My Night with Reg: Review by Becky Carter

IT is a crying shame that David Kirk’s superb studio production of My Night with Reg had such a short run - just three performances for the sell-out audiences lucky enough to have grabbed tickets. Set in Guy’s flat, in the late eighties, against a sound scape of Wham, Billy Joel and Spandau Ballet, the play intrudes upon the lives of six men, their loves and lusts.

With decorator Eric (Elliot Benn) still on the scene, stripped to the waist with brush in hand and Walkman on, the scene seems not quite ready for an intimate soiree to be hosted by Guy, (Mark Simister). John (Damien O’Keeffe) has arrived early and Guy is fussing around offering drinks and nuts - the first laugh of the evening.

The party starts agonisingly; the conversation is stilted. Guy had only dreamed of John’s presence and clearly hasn’t mentally prepared for the possibility of having the object of his long held-desire being in touching distance. Guy’s discomfort is palpable and entirely relatable - all of those imagined conversations and declarations, which turn to sawdust on the tongue, are evident here. It’s a relief for all when Daniel (Ted Oxley-Kirk) bursts into the scene. Brash and vulgar he offers toasts to ‘Gross Indecency’ and ‘Sodomy’ and regales the company with tales of brief encounters on the heath as well as sharing news of his long term lover, the eponymous ‘Reg’. When John reveals that he ‘bumped into’ Reg the night before, intrigue develops.

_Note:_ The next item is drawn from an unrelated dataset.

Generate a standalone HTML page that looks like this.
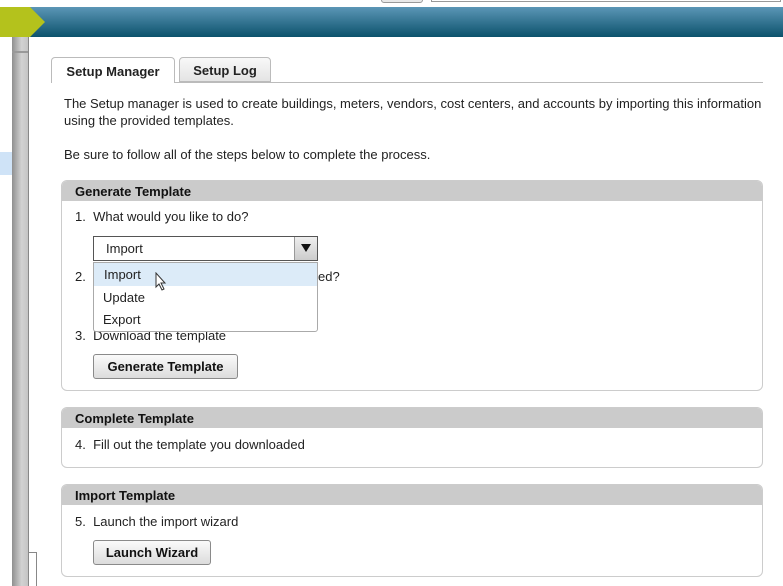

The next scene is more sombre - Reg is dead and Benny, Daniel, John and Guy are scared – the ‘bogey man’ that got their friend could well be coming for them – if not because of their liaisons with Reg then because of another night with another man. It is interesting that in a play which has at its core the nightmare which was/is AIDS, that it is never mentioned by name at all.

The play encompasses at least fifty shades of gay; characters Benny and Bernie are an established couple – Bernie (Wander Bruijel) is handsome, tall and generally monogamous; Benny (Colin Waterman) is a rough speaking Glaswegian bus driver, rather less devoted to his partner. Most of them have had a thing for or with one of the others, all except for Guy whose unrequited love for John has mostly precluded other relationships, that and his fear for anything less than safe. It is a sad irony then that his should be the next funeral.

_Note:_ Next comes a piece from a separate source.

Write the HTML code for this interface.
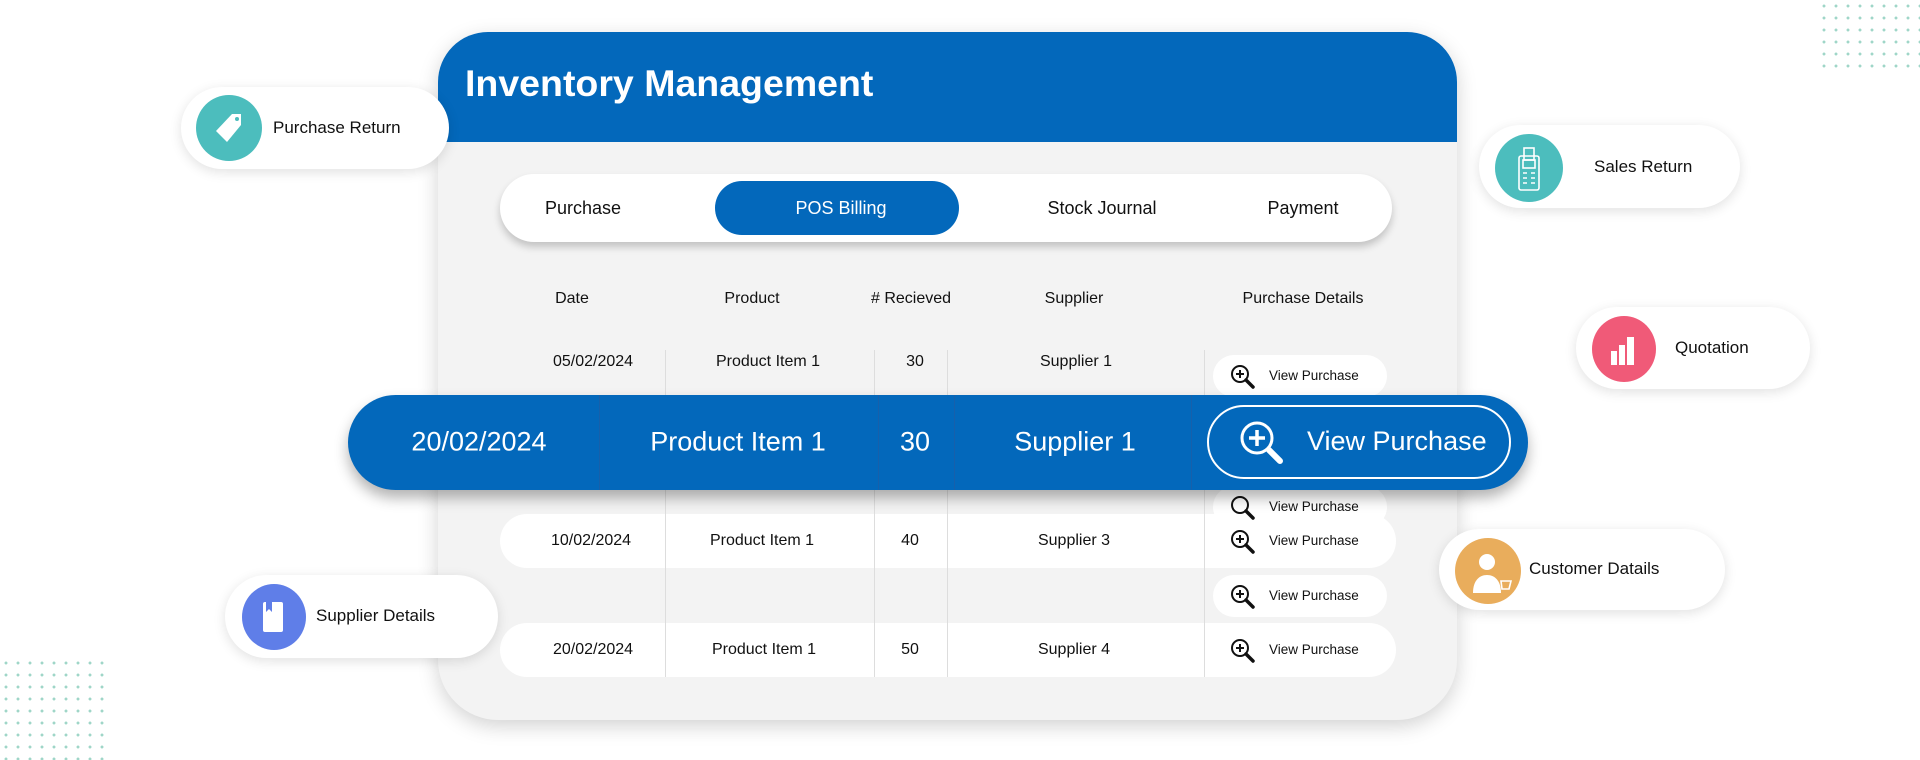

It was a privilege to watch the six powerful performances given by this excellent cast. Mark Simister’s performance as Guy is touching and tragic, transmitting tangibly the agonies of longing and hopelessness. Damien O’Keeffe, as John, switches beautifully between disinterest in Guy’s love and deep sadness when his grief for his secret lover Reg must go unnoticed and Elliot Benn thoughtfully reveals much as the young man on the scene with a different outlook to his future relationships.

This was a brave and unflinching look at the gay community’s sexual liberation and subsequent wing clipping by the terror of AIDs. A fitting tribute indeed to the author Kevin Elyot. Bravo Ilkley Playhouse.